Fluoride lobbyists met personally with all five members of the Portland City Council in July or August but only one of those initial meetings appears on public calendars — under a vague heading — leaving lingering questions about the effectiveness of the city’s lobbying and reporting requirements.
Promoted by then-Commissioner Sam Adams beginning in 2005, the lobbying and reporting rules are supposed to preserve integrity in city decision-making. The requirements affect both lobbyists and city officials and are meant to reveal who attempts to influence city leaders — and on what topic.
Upstream Public Health is behind the push to add fluoride to Portland drinking water. But its plan has since been challenged through a referendum effort that may block the City Council’s Sept. 12 unanimous approval.
According to a recently filed disclosure, lobbyists met with Commissioners Randy Leonard on July 26, Dan Saltzman and Nick Fish on Aug. 2, Amanda Fritz on Aug. 6 and Mayor Adams on Aug. 27 to push for fluoride in public drinking water.
But those same city officials — who are required to publicly post their calendars on a quarterly basis — either didn’t disclose the meetings about fluoride or left a vague subject heading.
Leonard, who championed the fluoride proposal, listed four meetings July 26. Two were about the Portland Loo, one was about skateboarding and one was with the police union. But no fluoride.
Saltzman listed three meetings Aug. 2 with the city forester, the police union and one about a homeless camp. But nothing about the fluoride proposal.
Of the nine slots on Fish’s calendar, he reported a 30-minute meeting Aug. 2 with “Health Coalitions” but didn’t identify the group or the topic.
Fritz, meanwhile, reports her calendar by week instead of by day. She listed 16 meetings or events, none about fluoride or with Upstream Public Health.
And Adams listed six items on his calendar for Aug. 27. They include a meeting with Police Chief Mike Reese, a meeting about Brazil trade, a meeting with Transportation Director Tom Miller, a media event and two blocks for “office time.” But nothing about fluoride.

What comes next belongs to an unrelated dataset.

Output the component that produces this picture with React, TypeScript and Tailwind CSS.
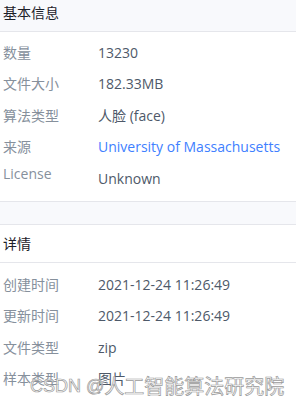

According to city code, elected officials are required to post their calendars “of activities related to official city business” 15 days after the end of the previous quarter. That deadline was Oct. 15. There is only one exception: If an elected official “determines that such posting poses a safety threat.”
As for Upstream Public Health, it didn’t register as a lobbying group until Aug. 16. The Oregonian broke news of the fluoride push, and the group’s stealth lobbying efforts, Aug. 9.
According to city code, lobbyists are required to register with the city “within three working days after a lobbying entity has spent 8 hours or more or estimates that it has spent cumulative 8 hours or more during any calendar quarter lobbying.”
After registering, groups that spend more than 8 hours lobbying are required to file a full statement by the 15th day following the quarter. That’s where Upstream Public Health listed its meetings with City Council members.
While just one of five initial meetings appeared on City Council calendars, two of four follow-up meetings did show up.
According to Upstream Public Health’s disclosure, it also met with Leonard Aug. 20, Aug. 27 and Aug. 30, and Fish on Aug. 31.
Leonard listed the meetings Aug. 20 and Aug. 27 but not on Aug. 30, although he did show a meeting that day with Tualatin Mayor Lou Ogden, who had concerns about wholesale customers buying water from Portland.
Fish listed 10 appointment Aug. 31, none regarding fluoride or with Upstream Public Health or its registered lobbyists.
The calendar rules also apply to Portland’s top administrators.
But a review Thursday showed that just 10 of 21 bureau directors had posted calendars by Oct. 15 for the months of July, August and September. And the City Auditor’s office — swamped by the fluoride referendum effort, ironically — has yet to post third-quarter lobbying reports. The office released Upstream Public Health’s report this week in response to a request from The Oregonian.
In 2005, when the City Council approved Adams’ lobbying and reporting plan, he said it would shine a “disinfecting light” on decision-making that “will make the city government a sunnier place, not just for the political class, but for all Portlanders, even on the rainiest day.”